• _STATED EXERCISE_:
Without including any images, reproduce each entry exactly.

• _RAW RECORDS_:
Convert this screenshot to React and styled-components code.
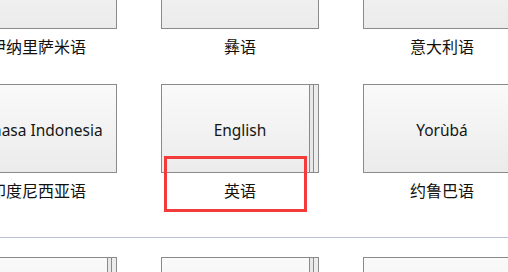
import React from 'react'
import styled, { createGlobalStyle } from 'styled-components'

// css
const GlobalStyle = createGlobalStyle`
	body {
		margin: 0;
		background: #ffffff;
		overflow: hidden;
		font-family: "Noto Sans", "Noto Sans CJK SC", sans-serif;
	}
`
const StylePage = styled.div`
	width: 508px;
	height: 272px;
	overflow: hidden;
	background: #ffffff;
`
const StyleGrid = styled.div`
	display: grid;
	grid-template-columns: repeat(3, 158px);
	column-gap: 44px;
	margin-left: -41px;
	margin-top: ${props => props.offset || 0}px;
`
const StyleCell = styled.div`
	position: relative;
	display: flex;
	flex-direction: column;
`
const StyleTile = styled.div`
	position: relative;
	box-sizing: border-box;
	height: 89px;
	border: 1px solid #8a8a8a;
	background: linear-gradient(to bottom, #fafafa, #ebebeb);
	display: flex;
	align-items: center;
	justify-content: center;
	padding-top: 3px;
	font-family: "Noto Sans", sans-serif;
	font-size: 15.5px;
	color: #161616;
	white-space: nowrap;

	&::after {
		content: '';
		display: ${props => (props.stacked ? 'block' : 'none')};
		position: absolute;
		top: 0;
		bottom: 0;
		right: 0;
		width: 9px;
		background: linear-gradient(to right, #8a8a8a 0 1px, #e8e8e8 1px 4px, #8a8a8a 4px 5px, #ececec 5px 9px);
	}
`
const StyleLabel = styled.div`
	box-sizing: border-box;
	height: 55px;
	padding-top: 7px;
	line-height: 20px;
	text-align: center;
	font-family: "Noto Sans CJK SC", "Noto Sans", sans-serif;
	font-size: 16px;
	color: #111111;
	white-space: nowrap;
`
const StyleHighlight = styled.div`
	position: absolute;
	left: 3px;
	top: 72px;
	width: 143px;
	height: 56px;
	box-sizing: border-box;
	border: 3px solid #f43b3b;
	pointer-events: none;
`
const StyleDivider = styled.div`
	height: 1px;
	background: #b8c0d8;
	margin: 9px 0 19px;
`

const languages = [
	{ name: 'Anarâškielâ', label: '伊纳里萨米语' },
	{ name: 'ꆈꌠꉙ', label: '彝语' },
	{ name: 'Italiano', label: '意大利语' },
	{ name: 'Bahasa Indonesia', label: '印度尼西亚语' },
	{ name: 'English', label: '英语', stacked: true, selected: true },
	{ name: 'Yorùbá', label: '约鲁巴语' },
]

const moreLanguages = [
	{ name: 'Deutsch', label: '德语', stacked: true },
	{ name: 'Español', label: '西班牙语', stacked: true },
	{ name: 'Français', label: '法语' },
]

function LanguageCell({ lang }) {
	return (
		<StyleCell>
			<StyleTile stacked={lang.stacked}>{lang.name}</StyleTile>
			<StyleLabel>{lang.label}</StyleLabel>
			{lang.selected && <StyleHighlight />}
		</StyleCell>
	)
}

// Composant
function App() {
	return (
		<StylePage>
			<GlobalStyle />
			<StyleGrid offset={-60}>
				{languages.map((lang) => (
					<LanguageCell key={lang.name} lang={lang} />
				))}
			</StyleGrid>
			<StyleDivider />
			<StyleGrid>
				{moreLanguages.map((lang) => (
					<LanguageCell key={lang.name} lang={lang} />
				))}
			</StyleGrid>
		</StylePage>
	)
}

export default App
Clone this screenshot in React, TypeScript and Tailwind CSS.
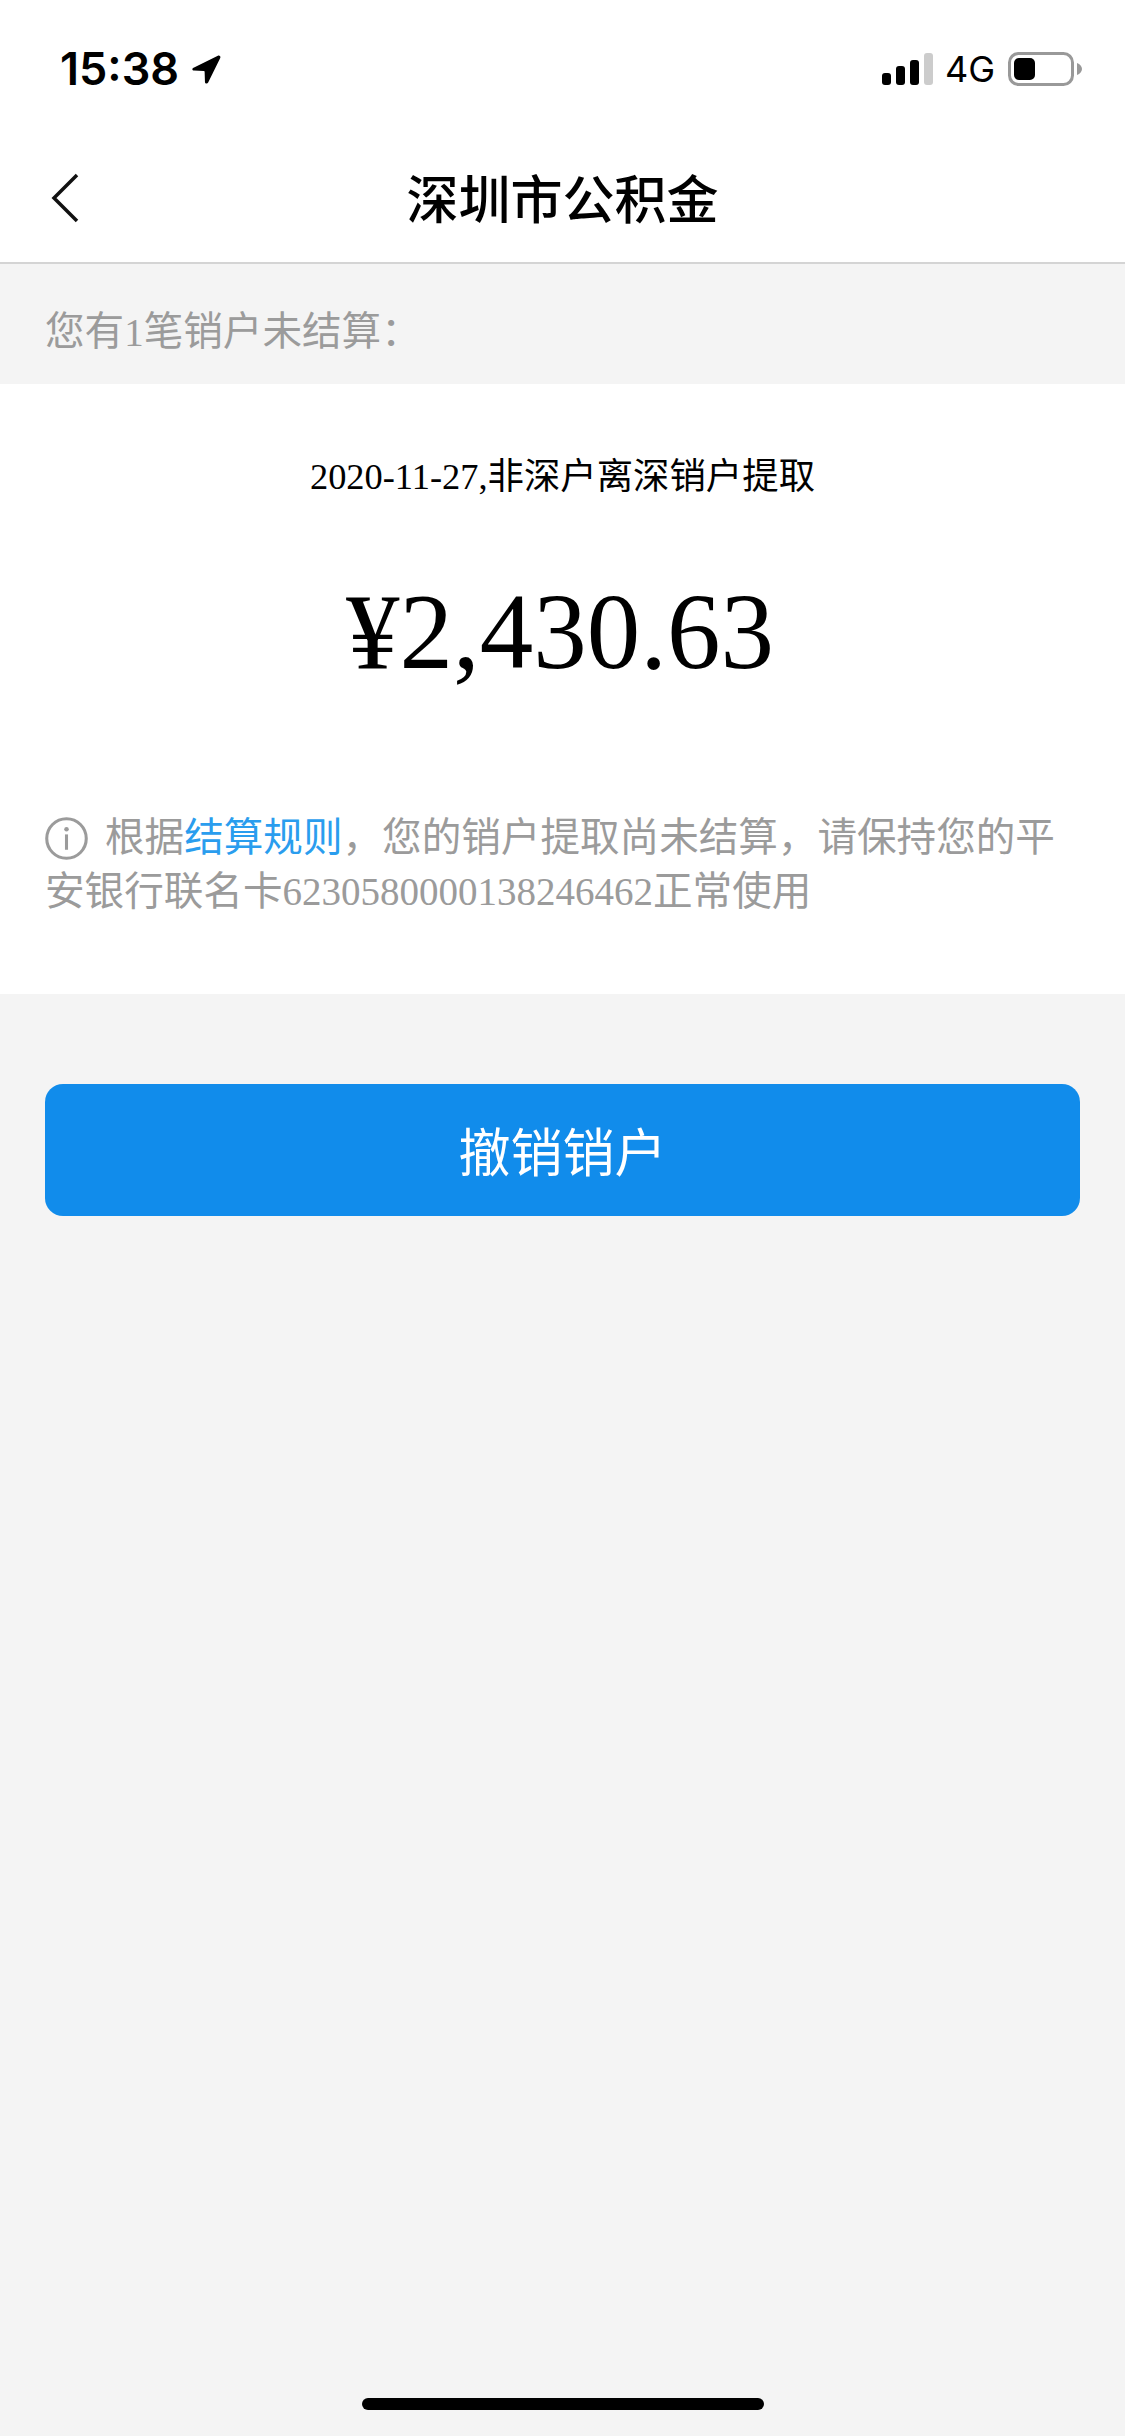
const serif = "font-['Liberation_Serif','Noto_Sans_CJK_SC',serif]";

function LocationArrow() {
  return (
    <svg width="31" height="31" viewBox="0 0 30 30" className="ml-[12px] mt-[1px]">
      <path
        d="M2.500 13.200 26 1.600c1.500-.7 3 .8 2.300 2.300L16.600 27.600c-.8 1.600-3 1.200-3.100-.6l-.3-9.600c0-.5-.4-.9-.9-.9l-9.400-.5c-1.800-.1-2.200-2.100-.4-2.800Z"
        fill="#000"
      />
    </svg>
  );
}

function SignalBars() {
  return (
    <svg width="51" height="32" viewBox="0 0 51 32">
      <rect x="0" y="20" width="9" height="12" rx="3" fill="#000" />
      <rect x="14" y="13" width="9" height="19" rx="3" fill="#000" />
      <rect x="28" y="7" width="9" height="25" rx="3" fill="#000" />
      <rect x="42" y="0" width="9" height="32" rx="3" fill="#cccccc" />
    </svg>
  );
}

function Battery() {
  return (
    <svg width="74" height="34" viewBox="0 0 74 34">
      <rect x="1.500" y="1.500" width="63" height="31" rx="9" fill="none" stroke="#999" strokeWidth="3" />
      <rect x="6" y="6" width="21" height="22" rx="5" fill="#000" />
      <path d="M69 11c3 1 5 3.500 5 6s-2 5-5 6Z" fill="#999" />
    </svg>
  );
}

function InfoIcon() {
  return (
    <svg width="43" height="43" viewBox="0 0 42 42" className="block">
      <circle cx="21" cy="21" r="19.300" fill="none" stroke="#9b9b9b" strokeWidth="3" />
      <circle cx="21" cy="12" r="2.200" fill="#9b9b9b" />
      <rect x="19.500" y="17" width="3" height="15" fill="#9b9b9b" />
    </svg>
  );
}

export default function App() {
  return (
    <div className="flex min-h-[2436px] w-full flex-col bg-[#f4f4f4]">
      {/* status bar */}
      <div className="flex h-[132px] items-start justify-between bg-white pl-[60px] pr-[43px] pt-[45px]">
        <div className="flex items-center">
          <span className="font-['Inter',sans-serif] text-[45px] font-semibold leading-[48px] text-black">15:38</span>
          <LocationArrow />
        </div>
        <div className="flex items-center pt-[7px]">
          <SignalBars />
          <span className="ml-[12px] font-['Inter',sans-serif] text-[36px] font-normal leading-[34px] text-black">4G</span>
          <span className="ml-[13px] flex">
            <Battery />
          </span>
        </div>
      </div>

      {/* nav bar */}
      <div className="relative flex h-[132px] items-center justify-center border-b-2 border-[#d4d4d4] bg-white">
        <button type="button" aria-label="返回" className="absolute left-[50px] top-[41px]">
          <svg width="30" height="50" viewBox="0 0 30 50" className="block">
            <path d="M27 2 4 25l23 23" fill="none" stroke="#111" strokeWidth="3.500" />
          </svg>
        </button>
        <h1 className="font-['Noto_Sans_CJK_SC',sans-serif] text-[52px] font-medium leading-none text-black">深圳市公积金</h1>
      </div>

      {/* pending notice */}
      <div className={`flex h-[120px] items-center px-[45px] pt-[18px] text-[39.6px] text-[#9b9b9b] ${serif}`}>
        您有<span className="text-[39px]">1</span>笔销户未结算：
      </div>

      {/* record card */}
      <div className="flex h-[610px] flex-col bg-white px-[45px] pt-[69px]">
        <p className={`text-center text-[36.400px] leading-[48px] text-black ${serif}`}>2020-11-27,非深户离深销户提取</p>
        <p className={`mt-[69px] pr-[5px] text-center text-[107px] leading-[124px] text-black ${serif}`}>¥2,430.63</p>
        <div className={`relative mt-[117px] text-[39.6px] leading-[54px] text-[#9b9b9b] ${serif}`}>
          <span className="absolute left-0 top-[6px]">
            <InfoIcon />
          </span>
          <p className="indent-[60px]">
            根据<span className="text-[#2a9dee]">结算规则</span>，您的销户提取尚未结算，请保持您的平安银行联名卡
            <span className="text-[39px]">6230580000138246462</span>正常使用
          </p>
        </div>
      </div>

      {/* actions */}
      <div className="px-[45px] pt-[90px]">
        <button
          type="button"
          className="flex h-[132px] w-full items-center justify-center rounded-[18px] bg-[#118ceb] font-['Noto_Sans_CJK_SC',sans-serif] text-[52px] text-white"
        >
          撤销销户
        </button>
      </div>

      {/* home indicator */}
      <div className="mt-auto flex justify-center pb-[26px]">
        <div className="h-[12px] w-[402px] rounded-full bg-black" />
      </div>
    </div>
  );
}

• _WRITTEN ANSWER_:
Convert this screenshot to React and styled-components code.
import React from 'react'
import styled, { createGlobalStyle } from 'styled-components'

// css
const GlobalStyle = createGlobalStyle`
	body {
		margin: 0;
		background: #ffffff;
		overflow: hidden;
		font-family: "Noto Sans", "Noto Sans CJK SC", sans-serif;
	}
`
const StylePage = styled.div`
	width: 508px;
	height: 272px;
	overflow: hidden;
	background: #ffffff;
`
const StyleGrid = styled.div`
	display: grid;
	grid-template-columns: repeat(3, 158px);
	column-gap: 44px;
	margin-left: -41px;
	margin-top: ${props => props.offset || 0}px;
`
const StyleCell = styled.div`
	position: relative;
	display: flex;
	flex-direction: column;
`
const StyleTile = styled.div`
	position: relative;
	box-sizing: border-box;
	height: 89px;
	border: 1px solid #8a8a8a;
	background: linear-gradient(to bottom, #fafafa, #ebebeb);
	display: flex;
	align-items: center;
	justify-content: center;
	padding-top: 3px;
	font-family: "Noto Sans", sans-serif;
	font-size: 15.5px;
	color: #161616;
	white-space: nowrap;

	&::after {
		content: '';
		display: ${props => (props.stacked ? 'block' : 'none')};
		position: absolute;
		top: 0;
		bottom: 0;
		right: 0;
		width: 9px;
		background: linear-gradient(to right, #8a8a8a 0 1px, #e8e8e8 1px 4px, #8a8a8a 4px 5px, #ececec 5px 9px);
	}
`
const StyleLabel = styled.div`
	box-sizing: border-box;
	height: 55px;
	padding-top: 7px;
	line-height: 20px;
	text-align: center;
	font-family: "Noto Sans CJK SC", "Noto Sans", sans-serif;
	font-size: 16px;
	color: #111111;
	white-space: nowrap;
`
const StyleHighlight = styled.div`
	position: absolute;
	left: 3px;
	top: 72px;
	width: 143px;
	height: 56px;
	box-sizing: border-box;
	border: 3px solid #f43b3b;
	pointer-events: none;
`
const StyleDivider = styled.div`
	height: 1px;
	background: #b8c0d8;
	margin: 9px 0 19px;
`

const languages = [
	{ name: 'Anarâškielâ', label: '伊纳里萨米语' },
	{ name: 'ꆈꌠꉙ', label: '彝语' },
	{ name: 'Italiano', label: '意大利语' },
	{ name: 'Bahasa Indonesia', label: '印度尼西亚语' },
	{ name: 'English', label: '英语', stacked: true, selected: true },
	{ name: 'Yorùbá', label: '约鲁巴语' },
]

const moreLanguages = [
	{ name: 'Deutsch', label: '德语', stacked: true },
	{ name: 'Español', label: '西班牙语', stacked: true },
	{ name: 'Français', label: '法语' },
]

function LanguageCell({ lang }) {
	return (
		<StyleCell>
			<StyleTile stacked={lang.stacked}>{lang.name}</StyleTile>
			<StyleLabel>{lang.label}</StyleLabel>
			{lang.selected && <StyleHighlight />}
		</StyleCell>
	)
}

// Composant
function App() {
	return (
		<StylePage>
			<GlobalStyle />
			<StyleGrid offset={-60}>
				{languages.map((lang) => (
					<LanguageCell key={lang.name} lang={lang} />
				))}
			</StyleGrid>
			<StyleDivider />
			<StyleGrid>
				{moreLanguages.map((lang) => (
					<LanguageCell key={lang.name} lang={lang} />
				))}
			</StyleGrid>
		</StylePage>
	)
}

export default App
Clone this screenshot in React, TypeScript and Tailwind CSS.
const serif = "font-['Liberation_Serif','Noto_Sans_CJK_SC',serif]";

function LocationArrow() {
  return (
    <svg width="31" height="31" viewBox="0 0 30 30" className="ml-[12px] mt-[1px]">
      <path
        d="M2.500 13.200 26 1.600c1.500-.7 3 .8 2.300 2.300L16.600 27.600c-.8 1.600-3 1.200-3.100-.6l-.3-9.600c0-.5-.4-.9-.9-.9l-9.400-.5c-1.800-.1-2.200-2.100-.4-2.800Z"
        fill="#000"
      />
    </svg>
  );
}

function SignalBars() {
  return (
    <svg width="51" height="32" viewBox="0 0 51 32">
      <rect x="0" y="20" width="9" height="12" rx="3" fill="#000" />
      <rect x="14" y="13" width="9" height="19" rx="3" fill="#000" />
      <rect x="28" y="7" width="9" height="25" rx="3" fill="#000" />
      <rect x="42" y="0" width="9" height="32" rx="3" fill="#cccccc" />
    </svg>
  );
}

function Battery() {
  return (
    <svg width="74" height="34" viewBox="0 0 74 34">
      <rect x="1.500" y="1.500" width="63" height="31" rx="9" fill="none" stroke="#999" strokeWidth="3" />
      <rect x="6" y="6" width="21" height="22" rx="5" fill="#000" />
      <path d="M69 11c3 1 5 3.500 5 6s-2 5-5 6Z" fill="#999" />
    </svg>
  );
}

function InfoIcon() {
  return (
    <svg width="43" height="43" viewBox="0 0 42 42" className="block">
      <circle cx="21" cy="21" r="19.300" fill="none" stroke="#9b9b9b" strokeWidth="3" />
      <circle cx="21" cy="12" r="2.200" fill="#9b9b9b" />
      <rect x="19.500" y="17" width="3" height="15" fill="#9b9b9b" />
    </svg>
  );
}

export default function App() {
  return (
    <div className="flex min-h-[2436px] w-full flex-col bg-[#f4f4f4]">
      {/* status bar */}
      <div className="flex h-[132px] items-start justify-between bg-white pl-[60px] pr-[43px] pt-[45px]">
        <div className="flex items-center">
          <span className="font-['Inter',sans-serif] text-[45px] font-semibold leading-[48px] text-black">15:38</span>
          <LocationArrow />
        </div>
        <div className="flex items-center pt-[7px]">
          <SignalBars />
          <span className="ml-[12px] font-['Inter',sans-serif] text-[36px] font-normal leading-[34px] text-black">4G</span>
          <span className="ml-[13px] flex">
            <Battery />
          </span>
        </div>
      </div>

      {/* nav bar */}
      <div className="relative flex h-[132px] items-center justify-center border-b-2 border-[#d4d4d4] bg-white">
        <button type="button" aria-label="返回" className="absolute left-[50px] top-[41px]">
          <svg width="30" height="50" viewBox="0 0 30 50" className="block">
            <path d="M27 2 4 25l23 23" fill="none" stroke="#111" strokeWidth="3.500" />
          </svg>
        </button>
        <h1 className="font-['Noto_Sans_CJK_SC',sans-serif] text-[52px] font-medium leading-none text-black">深圳市公积金</h1>
      </div>

      {/* pending notice */}
      <div className={`flex h-[120px] items-center px-[45px] pt-[18px] text-[39.6px] text-[#9b9b9b] ${serif}`}>
        您有<span className="text-[39px]">1</span>笔销户未结算：
      </div>

      {/* record card */}
      <div className="flex h-[610px] flex-col bg-white px-[45px] pt-[69px]">
        <p className={`text-center text-[36.400px] leading-[48px] text-black ${serif}`}>2020-11-27,非深户离深销户提取</p>
        <p className={`mt-[69px] pr-[5px] text-center text-[107px] leading-[124px] text-black ${serif}`}>¥2,430.63</p>
        <div className={`relative mt-[117px] text-[39.6px] leading-[54px] text-[#9b9b9b] ${serif}`}>
          <span className="absolute left-0 top-[6px]">
            <InfoIcon />
          </span>
          <p className="indent-[60px]">
            根据<span className="text-[#2a9dee]">结算规则</span>，您的销户提取尚未结算，请保持您的平安银行联名卡
            <span className="text-[39px]">6230580000138246462</span>正常使用
          </p>
        </div>
      </div>

      {/* actions */}
      <div className="px-[45px] pt-[90px]">
        <button
          type="button"
          className="flex h-[132px] w-full items-center justify-center rounded-[18px] bg-[#118ceb] font-['Noto_Sans_CJK_SC',sans-serif] text-[52px] text-white"
        >
          撤销销户
        </button>
      </div>

      {/* home indicator */}
      <div className="mt-auto flex justify-center pb-[26px]">
        <div className="h-[12px] w-[402px] rounded-full bg-black" />
      </div>
    </div>
  );
}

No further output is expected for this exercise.